_Task directions_:
Every line holding the string "components" should be gathered.
-- start Given information --
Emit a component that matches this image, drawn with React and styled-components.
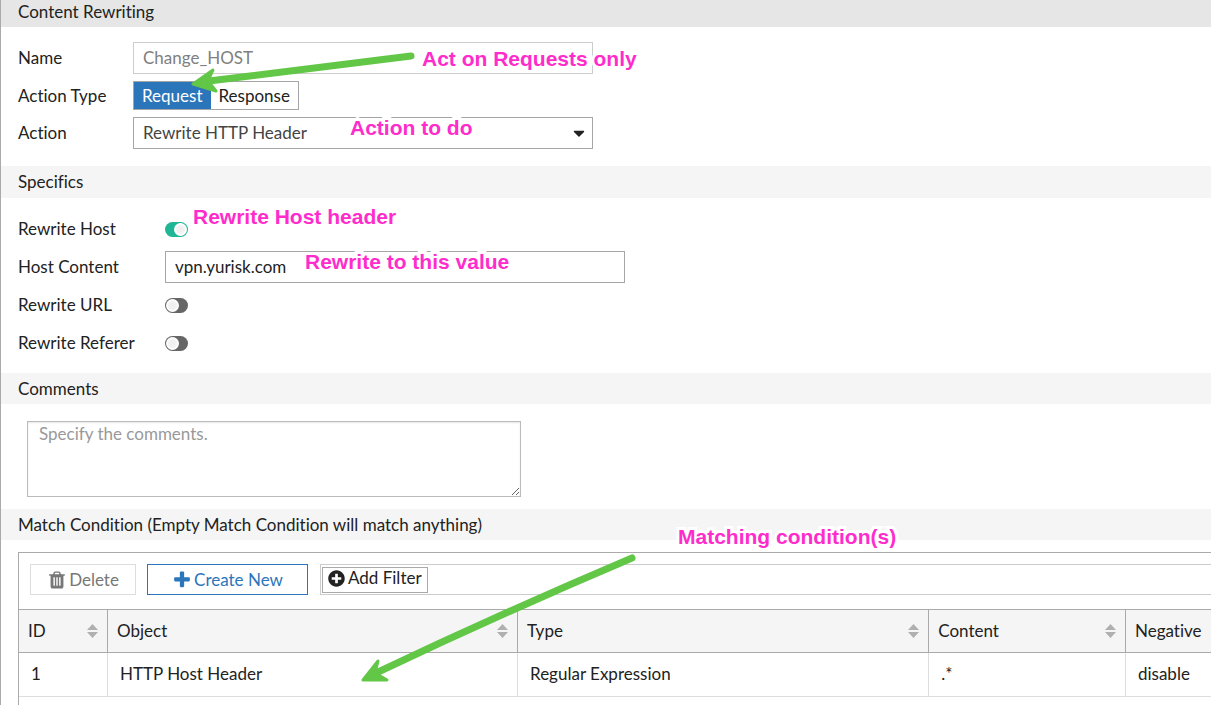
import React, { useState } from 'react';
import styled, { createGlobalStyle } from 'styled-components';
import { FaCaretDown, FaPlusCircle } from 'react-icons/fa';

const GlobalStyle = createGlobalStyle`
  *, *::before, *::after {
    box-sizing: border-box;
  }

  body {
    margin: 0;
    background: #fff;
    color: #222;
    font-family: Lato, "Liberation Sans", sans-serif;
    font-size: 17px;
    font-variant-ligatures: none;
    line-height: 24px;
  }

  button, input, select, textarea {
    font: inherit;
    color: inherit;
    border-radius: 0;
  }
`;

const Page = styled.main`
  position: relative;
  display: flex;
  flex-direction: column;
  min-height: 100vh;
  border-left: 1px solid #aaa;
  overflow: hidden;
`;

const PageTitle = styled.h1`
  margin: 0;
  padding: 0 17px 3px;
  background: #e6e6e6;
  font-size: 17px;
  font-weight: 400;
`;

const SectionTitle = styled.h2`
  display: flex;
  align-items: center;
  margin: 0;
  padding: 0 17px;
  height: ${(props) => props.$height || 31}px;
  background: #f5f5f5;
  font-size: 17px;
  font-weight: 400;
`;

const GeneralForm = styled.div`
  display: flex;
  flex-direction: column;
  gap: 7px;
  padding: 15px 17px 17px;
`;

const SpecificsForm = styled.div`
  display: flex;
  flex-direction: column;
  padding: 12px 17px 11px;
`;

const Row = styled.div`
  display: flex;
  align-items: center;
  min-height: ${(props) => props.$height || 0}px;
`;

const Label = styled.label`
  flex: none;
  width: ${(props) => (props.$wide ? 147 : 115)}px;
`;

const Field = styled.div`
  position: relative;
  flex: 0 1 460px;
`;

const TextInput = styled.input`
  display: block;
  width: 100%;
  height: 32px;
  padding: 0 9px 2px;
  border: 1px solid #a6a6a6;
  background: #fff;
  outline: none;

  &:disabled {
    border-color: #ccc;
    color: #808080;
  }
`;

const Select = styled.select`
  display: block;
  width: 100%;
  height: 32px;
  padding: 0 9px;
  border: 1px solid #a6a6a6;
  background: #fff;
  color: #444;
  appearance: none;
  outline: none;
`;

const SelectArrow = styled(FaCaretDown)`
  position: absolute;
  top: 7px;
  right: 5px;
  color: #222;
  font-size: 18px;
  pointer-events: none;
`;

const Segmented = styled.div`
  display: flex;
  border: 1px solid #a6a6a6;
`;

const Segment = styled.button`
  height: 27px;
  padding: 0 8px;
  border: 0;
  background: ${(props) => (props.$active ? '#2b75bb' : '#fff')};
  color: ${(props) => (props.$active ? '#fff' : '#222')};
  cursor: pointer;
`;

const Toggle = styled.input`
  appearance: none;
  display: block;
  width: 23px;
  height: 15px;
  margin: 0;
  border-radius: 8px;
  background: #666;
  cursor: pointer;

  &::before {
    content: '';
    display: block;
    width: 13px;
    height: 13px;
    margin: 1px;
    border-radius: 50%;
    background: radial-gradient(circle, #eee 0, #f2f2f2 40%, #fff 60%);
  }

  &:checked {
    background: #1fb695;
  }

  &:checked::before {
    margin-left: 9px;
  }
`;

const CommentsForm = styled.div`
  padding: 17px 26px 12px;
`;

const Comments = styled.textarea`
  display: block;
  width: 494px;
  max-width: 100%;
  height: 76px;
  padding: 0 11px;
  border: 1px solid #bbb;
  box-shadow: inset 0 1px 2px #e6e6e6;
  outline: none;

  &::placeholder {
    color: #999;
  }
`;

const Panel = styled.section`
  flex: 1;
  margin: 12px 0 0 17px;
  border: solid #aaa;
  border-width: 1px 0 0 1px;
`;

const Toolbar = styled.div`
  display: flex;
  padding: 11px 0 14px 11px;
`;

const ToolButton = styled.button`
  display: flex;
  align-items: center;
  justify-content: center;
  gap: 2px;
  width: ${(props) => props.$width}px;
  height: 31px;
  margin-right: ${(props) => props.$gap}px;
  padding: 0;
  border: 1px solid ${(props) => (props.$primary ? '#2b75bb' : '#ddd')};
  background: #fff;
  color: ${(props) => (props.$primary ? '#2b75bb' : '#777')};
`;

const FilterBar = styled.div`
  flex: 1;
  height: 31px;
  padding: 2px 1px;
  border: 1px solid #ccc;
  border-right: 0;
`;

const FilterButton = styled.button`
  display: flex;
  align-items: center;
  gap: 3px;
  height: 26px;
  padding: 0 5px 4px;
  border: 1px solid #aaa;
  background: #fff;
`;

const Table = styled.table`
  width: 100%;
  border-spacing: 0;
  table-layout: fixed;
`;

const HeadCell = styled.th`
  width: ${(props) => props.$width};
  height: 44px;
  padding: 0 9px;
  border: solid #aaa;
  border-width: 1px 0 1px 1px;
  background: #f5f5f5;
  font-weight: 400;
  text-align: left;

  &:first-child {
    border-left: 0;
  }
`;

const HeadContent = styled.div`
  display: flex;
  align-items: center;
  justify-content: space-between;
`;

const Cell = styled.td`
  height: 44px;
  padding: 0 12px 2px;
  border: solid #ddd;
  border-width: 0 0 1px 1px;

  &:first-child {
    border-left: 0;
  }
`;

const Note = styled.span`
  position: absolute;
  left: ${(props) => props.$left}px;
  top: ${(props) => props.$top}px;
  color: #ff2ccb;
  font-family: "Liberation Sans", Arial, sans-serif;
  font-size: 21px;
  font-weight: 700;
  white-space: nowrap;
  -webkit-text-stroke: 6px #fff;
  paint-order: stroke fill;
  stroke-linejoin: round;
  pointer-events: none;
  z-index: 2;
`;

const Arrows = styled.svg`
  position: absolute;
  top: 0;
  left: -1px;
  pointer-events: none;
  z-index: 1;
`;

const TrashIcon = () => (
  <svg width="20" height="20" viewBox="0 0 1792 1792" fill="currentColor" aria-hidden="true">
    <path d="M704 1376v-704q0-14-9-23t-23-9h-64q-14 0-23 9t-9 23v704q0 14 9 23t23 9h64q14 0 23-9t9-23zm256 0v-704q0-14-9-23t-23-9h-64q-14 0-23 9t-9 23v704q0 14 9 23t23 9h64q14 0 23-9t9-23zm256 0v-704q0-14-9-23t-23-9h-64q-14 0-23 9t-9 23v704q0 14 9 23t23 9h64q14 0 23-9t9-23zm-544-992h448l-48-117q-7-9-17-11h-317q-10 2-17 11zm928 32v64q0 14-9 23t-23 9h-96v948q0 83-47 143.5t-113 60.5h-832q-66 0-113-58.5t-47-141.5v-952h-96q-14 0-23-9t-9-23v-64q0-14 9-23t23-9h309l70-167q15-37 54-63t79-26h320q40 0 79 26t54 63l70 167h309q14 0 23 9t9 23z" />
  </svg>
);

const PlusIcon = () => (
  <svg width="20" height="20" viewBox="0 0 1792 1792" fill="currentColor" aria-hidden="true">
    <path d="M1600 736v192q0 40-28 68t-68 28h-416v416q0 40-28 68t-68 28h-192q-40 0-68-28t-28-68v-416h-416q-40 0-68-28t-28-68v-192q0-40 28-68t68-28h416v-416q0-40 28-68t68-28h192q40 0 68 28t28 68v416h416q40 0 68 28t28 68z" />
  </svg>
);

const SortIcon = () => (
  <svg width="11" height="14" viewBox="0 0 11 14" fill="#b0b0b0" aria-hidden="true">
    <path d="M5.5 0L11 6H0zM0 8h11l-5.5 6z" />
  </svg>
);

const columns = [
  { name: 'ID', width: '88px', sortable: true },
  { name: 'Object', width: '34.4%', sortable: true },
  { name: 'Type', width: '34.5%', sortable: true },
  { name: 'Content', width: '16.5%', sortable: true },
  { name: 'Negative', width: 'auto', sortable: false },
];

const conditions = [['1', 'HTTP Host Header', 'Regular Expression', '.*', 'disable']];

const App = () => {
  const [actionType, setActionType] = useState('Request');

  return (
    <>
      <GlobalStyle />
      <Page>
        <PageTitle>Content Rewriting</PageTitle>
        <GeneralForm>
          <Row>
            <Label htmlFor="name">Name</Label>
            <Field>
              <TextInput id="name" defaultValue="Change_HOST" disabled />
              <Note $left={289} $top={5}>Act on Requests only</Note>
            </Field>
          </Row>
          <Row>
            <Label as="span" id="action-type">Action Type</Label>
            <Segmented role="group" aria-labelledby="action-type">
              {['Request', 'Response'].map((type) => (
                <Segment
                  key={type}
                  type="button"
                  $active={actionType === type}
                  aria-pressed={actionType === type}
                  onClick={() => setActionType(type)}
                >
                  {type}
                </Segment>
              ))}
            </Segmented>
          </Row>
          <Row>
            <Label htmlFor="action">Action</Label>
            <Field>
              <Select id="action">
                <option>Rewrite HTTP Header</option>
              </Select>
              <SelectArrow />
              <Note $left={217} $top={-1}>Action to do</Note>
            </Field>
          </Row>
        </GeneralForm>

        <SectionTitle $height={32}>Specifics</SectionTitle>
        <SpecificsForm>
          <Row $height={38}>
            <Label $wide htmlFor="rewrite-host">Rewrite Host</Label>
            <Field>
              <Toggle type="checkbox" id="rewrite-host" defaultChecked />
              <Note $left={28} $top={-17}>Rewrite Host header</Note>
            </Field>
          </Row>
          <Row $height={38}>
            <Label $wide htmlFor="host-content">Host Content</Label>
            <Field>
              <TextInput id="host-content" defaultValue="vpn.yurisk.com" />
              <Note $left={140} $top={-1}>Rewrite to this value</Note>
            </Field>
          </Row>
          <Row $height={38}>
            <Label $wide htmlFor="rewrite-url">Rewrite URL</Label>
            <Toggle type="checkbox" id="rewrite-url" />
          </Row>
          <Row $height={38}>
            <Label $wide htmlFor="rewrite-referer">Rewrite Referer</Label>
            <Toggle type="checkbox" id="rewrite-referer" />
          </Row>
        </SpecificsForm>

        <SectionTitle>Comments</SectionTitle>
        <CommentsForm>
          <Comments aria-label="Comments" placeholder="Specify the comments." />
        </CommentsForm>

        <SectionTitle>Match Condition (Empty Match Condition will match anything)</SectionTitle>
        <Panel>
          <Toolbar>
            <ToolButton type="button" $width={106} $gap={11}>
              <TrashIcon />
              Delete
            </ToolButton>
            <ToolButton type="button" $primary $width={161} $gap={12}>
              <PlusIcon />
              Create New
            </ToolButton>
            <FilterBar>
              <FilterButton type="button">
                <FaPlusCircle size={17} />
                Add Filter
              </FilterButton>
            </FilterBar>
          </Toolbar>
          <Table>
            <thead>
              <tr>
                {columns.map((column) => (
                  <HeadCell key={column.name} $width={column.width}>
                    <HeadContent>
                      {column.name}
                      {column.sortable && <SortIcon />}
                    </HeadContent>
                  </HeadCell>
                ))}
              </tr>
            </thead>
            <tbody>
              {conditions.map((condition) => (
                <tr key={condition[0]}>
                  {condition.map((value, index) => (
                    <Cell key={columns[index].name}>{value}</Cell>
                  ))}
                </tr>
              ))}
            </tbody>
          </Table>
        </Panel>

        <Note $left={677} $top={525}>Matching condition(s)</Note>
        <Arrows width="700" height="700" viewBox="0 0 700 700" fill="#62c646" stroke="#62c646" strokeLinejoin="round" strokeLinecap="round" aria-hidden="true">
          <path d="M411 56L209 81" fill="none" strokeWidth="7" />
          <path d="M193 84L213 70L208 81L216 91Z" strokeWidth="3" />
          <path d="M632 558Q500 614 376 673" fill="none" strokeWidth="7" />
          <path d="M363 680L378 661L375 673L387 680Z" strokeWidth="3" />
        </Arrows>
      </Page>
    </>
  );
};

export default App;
-- end Given information --
_The response_:
Emit a component that matches this image, drawn with React and styled-components.
import styled, { createGlobalStyle } from 'styled-components';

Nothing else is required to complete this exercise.